In case the reader has been spoiled by always-on Internet connections over the past decade, here's a refresher of how offline functionality works: An offline user might read messages that have already been downloaded and compose new messages that go into an outbox. When an Internet connection becomes available, the user expects the app to "sync": wake up, send all messages in the outbox, and download new messages that have become available. Then the user can go offline again and work with those messages.

Some users want opportunistic sync whenever the device discovers that a connection has become available behavior. But other users might think the ACCESS_NETWORK_STATE permission or especially the READ_CONTACTS permission is too intrusive on the user's privacy and would refuse to download an app that requests this permission.

"Need my address book? [Expletive] off."
--epine

And I'm told permissions can't be made optional in Android prior to Marshmallow; only hardware feature requirements can be made optional. And on Android, network state isn't considered an optional hardware feature.

An answer to "Is it possible to have 'optional' permissions in Android?" recommends splitting an app's functionality into several apps listed on Google Play Store:

  • "FooMail" is the core app, with only INTERNET permission. If only this app is installed, the app would still run with its own contacts and let the user request a sync within the app. All features are usable except completing "To" with outside contacts and automatic sync.
  • "FooMail: Contacts" uses READ_CONTACTS to query the system-wide contacts to complete the "To:" field in mail.
  • "FooMail: Background Sync" creates a background service that uses the ACCESS_NETWORK_STATE permission to discover when the Internet connection has become available and request a sync if background data is enabled system-wide.
  • "FooMail: Sync on Device Start" creates a background service that uses the RECEIVE_BOOT_COMPLETED permission to discover when the device has finished starting and request a sync if background data is enabled system-wide. This way, even if the device's battery completely discharges or an OTA system update has been installed, the user is notified that new messages are available for offline reading once the device is turned on again. It might be prudent to combine this plug-in with Background Sync.

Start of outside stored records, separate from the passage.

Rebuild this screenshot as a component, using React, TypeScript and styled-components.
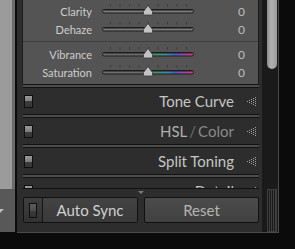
import React from 'react'
import styled, {createGlobalStyle} from 'styled-components'

const GlobalStyle = createGlobalStyle`
  html, body {
    margin: 0;
    padding: 0;
    background: #0b0b0b;
  }

  body {
    font-family: Lato, "Open Sans", sans-serif;
  }
`

const Screen = styled.div`
  width: 295px;
  height: 249px;
  display: flex;
  align-items: flex-start;
  overflow: hidden;
`

const LeftStrip = styled.div`
  width: 15px;
  height: 232px;
  flex-shrink: 0;
  display: flex;
  flex-direction: column;
`

const LeftTop = styled.div`
  height: 189px;
  box-sizing: border-box;
  background: #9b9b9b;
  border-right: 3px solid #6b6b6b;
`

const LeftBottom = styled.div`
  flex: 1;
  background: #585858;
  display: flex;
  align-items: center;
`

const DropArrow = styled.div`
  margin-left: -4px;
  border-left: 4px solid transparent;
  border-right: 4px solid transparent;
  border-top: 4px solid #bdbdbd;
`

const Panel = styled.div`
  margin-left: 2px;
  width: 261px;
  height: 232px;
  flex-shrink: 0;
  background: #2d2d2d;
  border-right: 1px solid #4b4b4b;
  border-bottom: 1px solid #4b4b4b;
  display: grid;
  grid-template-columns: 245px 16px;
  grid-template-rows: 188px 44px;
`

const ScrollArea = styled.div`
  overflow: hidden;
  padding: 0 3px 0 5px;
`

const Scrollbar = styled.div`
  background: #1a1a1a;
`

const Thumb = styled.div`
  margin-left: 5px;
  width: 10px;
  height: 69px;
  border-radius: 0 0 5px 5px;
  background: linear-gradient(to right, #8a8a8a, #b2b2b2 40%, #9a9a9a);
`

const BasicSection = styled.div`
  height: 84px;
  box-sizing: border-box;
  padding: 2px 0 3px;
  background: #545454;
  border-left: 1px solid #1c1c1c;
  border-right: 1px solid #1c1c1c;
`

const SliderRow = styled.div`
  height: 18px;
  display: flex;
  align-items: center;
`

const Label = styled.div`
  width: 69px;
  text-align: right;
  font-size: 11px;
  color: #cecece;
`

const Value = styled.div`
  width: 51px;
  text-align: right;
  font-size: 12px;
  color: #bdbdbd;
`

const Track = styled.svg`
  display: block;
  margin-left: 10px;
  flex-shrink: 0;
`

const Divider = styled.div`
  height: 1px;
  margin: 3px 0;
  background: #3e3e3e;
`

const Separator = styled.div`
  height: 4px;
  box-sizing: border-box;
  margin-left: 1px;
  background: #4c4c4c;
  border-top: 1px solid #121212;
  border-bottom: 1px solid #121212;
`

const Header = styled.div`
  height: 26px;
  display: flex;
  align-items: center;
  padding: 0 3px 0 2px;
`

const Toggle = styled.div`
  width: 9px;
  height: 13px;
  box-sizing: border-box;
  border: 1px solid #0f0f0f;
  background: linear-gradient(#9b9b9b 0, #7c7c7c 50%, #3d3d3d 50%, #353535 100%);
`

const Title = styled.div<{$color?: string}>`
  margin-left: auto;
  margin-right: 13px;
  font-size: 15px;
  color: ${p => p.$color ?? '#c6c6c6'};
`

const Dim = styled.span<{$color: string}>`
  color: ${p => p.$color};
`

const Slash = styled.span`
  color: #6e6e6e;
  margin: 0 2px;
`

const BottomBar = styled.div`
  display: flex;
  flex-direction: column;
  padding: 0 3px 0 5px;
`

const BarLine = styled.div`
  height: 1px;
  background: #131313;
`

const CollapseRow = styled.div`
  height: 8px;
  display: flex;
  justify-content: center;
  align-items: flex-start;
  padding-top: 2px;
  box-sizing: border-box;
`

const CollapseArrow = styled.div`
  border-left: 3px solid transparent;
  border-right: 3px solid transparent;
  border-top: 3px solid #787878;
`

const ButtonRow = styled.div`
  height: 26px;
  display: flex;
  gap: 6px;
  padding-left: 1px;
`

const SyncGroup = styled.div`
  width: 115px;
  box-sizing: border-box;
  display: flex;
  border: 1px solid #111;
  border-radius: 2px;
  overflow: hidden;
`

const SwitchCell = styled.div`
  width: 18px;
  border-right: 1px solid #151515;
  background: linear-gradient(#3e3e3e, #333);
  display: flex;
  align-items: center;
  justify-content: center;
`

const Switch = styled.div`
  width: 8px;
  height: 15px;
  box-sizing: border-box;
  border: 1px solid #0e0e0e;
  background: linear-gradient(#5c5c5c 0, #4e4e4e 50%, #6a6a6a 50%, #6a6a6a 57%, #3a3a3a 57%, #333 100%);
`

const Button = styled.div<{$bright?: boolean}>`
  flex: 1;
  display: flex;
  align-items: center;
  justify-content: center;
  font-size: 15px;
  color: ${p => p.$bright ? '#d0d0d0' : '#b4b4b4'};
  background: ${p => p.$bright
    ? 'linear-gradient(#434343, #393939)'
    : 'linear-gradient(#4b4b4b, #414141)'};
`

const ResetButton = styled(Button)`
  flex: none;
  width: 115px;
  box-sizing: border-box;
  border: 1px solid #111;
  border-radius: 2px;
`

const GripCell = styled.div`
  background: #1a1a1a;
  padding: 1px 0 0 5px;
`

const Grip = styled.div`
  width: 10px;
  height: 43px;
  box-sizing: border-box;
  border: 1px solid #3e3e3e;
  background: repeating-linear-gradient(to right, transparent 0 1px, #3e3e3e 1px 2px);
`

const ticks = [8, 17.5, 27, 36.5, 46, 55.5, 65, 74.5, 84]

const Slider = ({colored, id}: {colored?: boolean, id: string}) => (
    <Track width={92} height={18} viewBox="0 0 92 18">
        <defs>
            <linearGradient id={id} x1="0" x2="1" y1="0" y2="0">
                {colored ? <>
                    <stop offset="0" stopColor="#6c6c6c"/>
                    <stop offset="0.48" stopColor="#6a6e6a"/>
                    <stop offset="0.58" stopColor="#3f9a5c"/>
                    <stop offset="0.7" stopColor="#3b8fa4"/>
                    <stop offset="0.8" stopColor="#4a5ec4"/>
                    <stop offset="0.9" stopColor="#a443b4"/>
                    <stop offset="1" stopColor="#d8405c"/>
                </> : <>
                    <stop offset="0" stopColor="#7a7a7a"/>
                    <stop offset="1" stopColor="#7a7a7a"/>
                </>}
            </linearGradient>
        </defs>
        {ticks.map(x => <line key={x} x1={x + 0.5} x2={x + 0.5} y1={2} y2={4.5} stroke="#3a3a3a"/>)}
        <rect x={0.5} y={7.5} width={91} height={3.5} rx={1.75} fill={`url(#${id})`} stroke="#1c1c1c"/>
        <line x1={2} x2={90} y1={8.5} y2={8.5} stroke="#2a2a2a" strokeOpacity={0.6}/>
        <path d="M46 3.5 L50.5 9.5 V12 Q50.5 13 49.5 13 H42.5 Q41.5 13 41.5 12 V9.5 Z"
              fill="#c3c3c3" stroke="#3a3a3a" strokeWidth={0.8}/>
    </Track>
)

const DotTriangle = () => {
    const dots: React.ReactNode[] = []
    for (let c = 0; c < 5; c++) {
        for (let r = -c; r <= c; r += 2) {
            dots.push(<rect key={`${c}-${r}`} x={c * 2} y={4 + r} width={1} height={1} fill="#a0a0a0"/>)
        }
    }
    return <svg width={9} height={9} viewBox="0 0 9 9">{dots}</svg>
}

const rows = [
    {label: 'Clarity', colored: false},
    {label: 'Dehaze', colored: false},
    {label: 'Vibrance', colored: true},
    {label: 'Saturation', colored: true},
]

const SectionHeader = ({children, color}: {children: React.ReactNode, color?: string}) => (
    <Header>
        <Toggle/>
        <Title $color={color}>{children}</Title>
        <DotTriangle/>
    </Header>
)

const App = () => {
    return (
        <Screen>
            <GlobalStyle/>
            <LeftStrip>
                <LeftTop/>
                <LeftBottom><DropArrow/></LeftBottom>
            </LeftStrip>
            <Panel>
                <ScrollArea>
                    <BasicSection>
                        {rows.map((r, i) => (
                            <React.Fragment key={r.label}>
                                {i === 2 && <Divider/>}
                                <SliderRow>
                                    <Label>{r.label}</Label>
                                    <Slider colored={r.colored} id={`grad-${i}`}/>
                                    <Value>0</Value>
                                </SliderRow>
                            </React.Fragment>
                        ))}
                    </BasicSection>
                    <Separator/>
                    <SectionHeader>Tone Curve</SectionHeader>
                    <Separator/>
                    <SectionHeader color="#b0b0b0">
                        HSL<Slash>/</Slash><Dim $color="#8a8a8a">Color</Dim>
                    </SectionHeader>
                    <Separator/>
                    <SectionHeader>Split Toning</SectionHeader>
                    <Separator/>
                    <SectionHeader>Detail</SectionHeader>
                </ScrollArea>
                <Scrollbar>
                    <Thumb/>
                </Scrollbar>
                <BottomBar>
                    <BarLine/>
                    <CollapseRow><CollapseArrow/></CollapseRow>
                    <ButtonRow>
                        <SyncGroup>
                            <SwitchCell><Switch/></SwitchCell>
                            <Button $bright>Auto Sync</Button>
                        </SyncGroup>
                        <ResetButton>Reset</ResetButton>
                    </ButtonRow>
                </BottomBar>
                <GripCell>
                    <Grip/>
                </GripCell>
            </Panel>
        </Screen>
    )
}

export default App
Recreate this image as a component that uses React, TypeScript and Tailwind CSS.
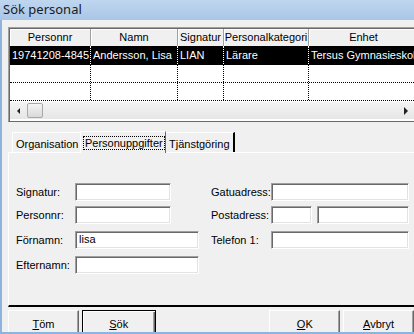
import React from "react";

const cols = [
  { title: "Personnr", w: 81 },
  { title: "Namn", w: 87 },
  { title: "Signatur", w: 46 },
  { title: "Personalkategori", w: 85 },
  { title: "Enhet", w: 110 },
];

const row = ["19741208-4845", "Andersson, Lisa", "LIAN", "Lärare", "Tersus Gymnasieskol"];

const sunken =
  "border border-t-[#a0a0a0] border-l-[#a0a0a0] border-r-white border-b-white shadow-[inset_1px_1px_0_#696969,inset_-1px_-1px_0_#e3e3e3] bg-white";

function Field({ w, value }: { w: string; value?: string }) {
  return (
    <div className={`${w} h-[18px] ${sunken} pl-[3px] leading-[15px] text-black`}>
      {value}
    </div>
  );
}

function Label({ text, w }: { text: string; w: string }) {
  return <div className={`${w} shrink-0 whitespace-nowrap`}>{text}</div>;
}

function Button({ label, u, w, def }: { label: string; u: string; w: string; def?: boolean }) {
  return (
    <div
      className={`${w} h-[26px] flex justify-center pt-[5px] border ${
        def
          ? "border-black shadow-[inset_1px_1px_0_#fff,inset_-1px_-1px_0_#696969,inset_-2px_-2px_0_#a0a0a0]"
          : "border-t-white border-l-white border-r-[#696969] border-b-[#696969] shadow-[inset_-1px_-1px_0_#a0a0a0]"
      } bg-[#f0f0f0]`}
    >
      <span>
        <span className="underline">{u}</span>
        {label}
      </span>
    </div>
  );
}

export default function App() {
  return (
    <div className="w-[414px] h-[334px] overflow-hidden bg-[#f0f0f0] font-['Liberation_Sans',Arial,sans-serif] text-[11px] text-black flex flex-col">
      <div className="h-[20px] shrink-0 bg-linear-to-b from-[#bfd6ef] to-[#a9c6e7] pl-[3px] flex items-center font-['Noto_Sans',sans-serif] text-[13px] text-[#1b1b1b]">
        Sök personal
      </div>

      <div className="flex-1 flex flex-col border-l-2 border-b-2 border-[#8cb4df] pl-[6px] overflow-hidden">
        {/* list */}
        <div className="mt-[7px] w-[410px] h-[95px] shrink-0 border-t border-l border-t-[#a0a0a0] border-l-[#a0a0a0] border-b border-b-[#696969] overflow-hidden">
          <div className="h-full border-t border-l border-[#696969] bg-white flex flex-col">
            <div className="flex h-[17px] shrink-0 bg-[#f0f0f0]">
              {cols.map((c) => (
                <div
                  key={c.title}
                  style={{ width: c.w }}
                  className="shrink-0 text-center leading-[16px] whitespace-nowrap border-r border-r-[#a0a0a0] shadow-[inset_1px_1px_0_#fff]"
                >
                  {c.title}
                </div>
              ))}
            </div>
            <div className="flex h-[19px] shrink-0 bg-black text-white border-b border-dotted border-black">
              {row.map((v, i) => (
                <div
                  key={i}
                  style={{ width: cols[i].w }}
                  className="shrink-0 pl-[2px] leading-[18px] whitespace-nowrap overflow-hidden border-r border-dotted border-white"
                >
                  {v}
                </div>
              ))}
            </div>
            {[0, 1].map((r) => (
              <div key={r} className="flex h-[18px] shrink-0 border-b border-dotted border-black">
                {cols.map((c) => (
                  <div
                    key={c.title}
                    style={{ width: c.w }}
                    className="shrink-0 border-r border-dotted border-black"
                  />
                ))}
              </div>
            ))}
            <div className="h-[17px] shrink-0 flex items-center bg-linear-to-b from-[#f3f3f3] to-[#e6e6e6] mt-[1px]">
              <div className="w-[17px] flex justify-center">
                <div className="w-0 h-0 border-y-[3px] border-y-transparent border-r-[3px] border-r-[#222]" />
              </div>
              <div className="w-[16px] h-[15px] rounded-[2px] border border-[#a8a8a8] bg-linear-to-b from-[#f4f4f4] to-[#d9d9d9]" />
              <div className="flex-1" />
              <div className="w-[17px] flex justify-center mr-[4px]">
                <div className="w-0 h-0 border-y-[4px] border-y-transparent border-l-[4px] border-l-[#222]" />
              </div>
            </div>
          </div>
        </div>

        {/* tabs */}
        <div className="mt-[8px] flex items-end h-[22px] shrink-0 pl-[4px]">
          <div className="flex-none h-[20px] w-[68px] overflow-hidden border-t border-l border-white pl-[3px] pt-[3px] whitespace-nowrap">Organisation</div>
          <div className="flex-none h-[22px] w-[86px] border-t border-l border-white border-r border-r-[#696969] bg-[#f0f0f0] pl-[2px] pt-[3px] relative z-10 mb-[-1px] whitespace-nowrap overflow-hidden">
            <span className="inline-block border border-dotted border-black px-[1px] leading-[12px]">Personuppgifter</span>
          </div>
          <div className="flex-none h-[20px] w-[69px] overflow-hidden border-t border-white border-r-2 border-r-black pl-[3px] pt-[3px] whitespace-nowrap">Tjänstgöring</div>
        </div>

        <div className="h-[155px] shrink-0 border-t border-l border-white border-b-2 border-b-black pt-[30px] pl-[7px] flex flex-col">
          <div className="flex h-[18px] items-center">
            <Label text="Signatur:" w="w-[59px]" />
            <Field w="w-[96px]" />
            <div className="w-[40px]" />
            <Label text="Gatuadress:" w="w-[60px]" />
            <Field w="w-[138px]" />
          </div>
          <div className="flex h-[18px] items-center mt-[5px]">
            <Label text="Personnr:" w="w-[59px]" />
            <Field w="w-[96px]" />
            <div className="w-[40px]" />
            <Label text="Postadress:" w="w-[60px]" />
            <Field w="w-[41px]" />
            <div className="w-[5px]" />
            <Field w="w-[92px]" />
          </div>
          <div className="flex h-[18px] items-center mt-[7px]">
            <Label text="Förnamn:" w="w-[59px]" />
            <Field w="w-[124px]" value="lisa" />
            <div className="w-[12px]" />
            <Label text="Telefon 1:" w="w-[60px]" />
            <Field w="w-[138px]" />
          </div>
          <div className="flex h-[18px] items-center mt-[7px]">
            <Label text="Efternamn:" w="w-[59px]" />
            <Field w="w-[124px]" />
          </div>
        </div>

        <div className="mt-[3px] flex">
          <Button label="öm" u="T" w="w-[71px]" />
          <div className="w-[3px]" />
          <Button label="ök" u="S" w="w-[74px]" def />
          <div className="w-[114px]" />
          <Button label="K" u="O" w="w-[71px]" />
          <div className="w-[3px]" />
          <Button label="vbryt" u="A" w="w-[71px]" />
        </div>
      </div>
    </div>
  );
}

Once the apps are installed, all the UI would be in "FooMail", and the "plug-in" apps would act as services that communicate with "FooMail". Privacy-sensitive users would install only "FooMail", and they would sync manually by opening the app and pulling down the list of messages. Users who want additional functionality would install the core app and all plug-ins, and the setting to enable a feature present in a plug-in would direct the user to the plug-in's page on Google Play Store. How easily would users understand an app's functionality being split into several entries on Google Play Store? If not easily, then what's the best way to accommodate both non-technical users and privacy-sensitive users?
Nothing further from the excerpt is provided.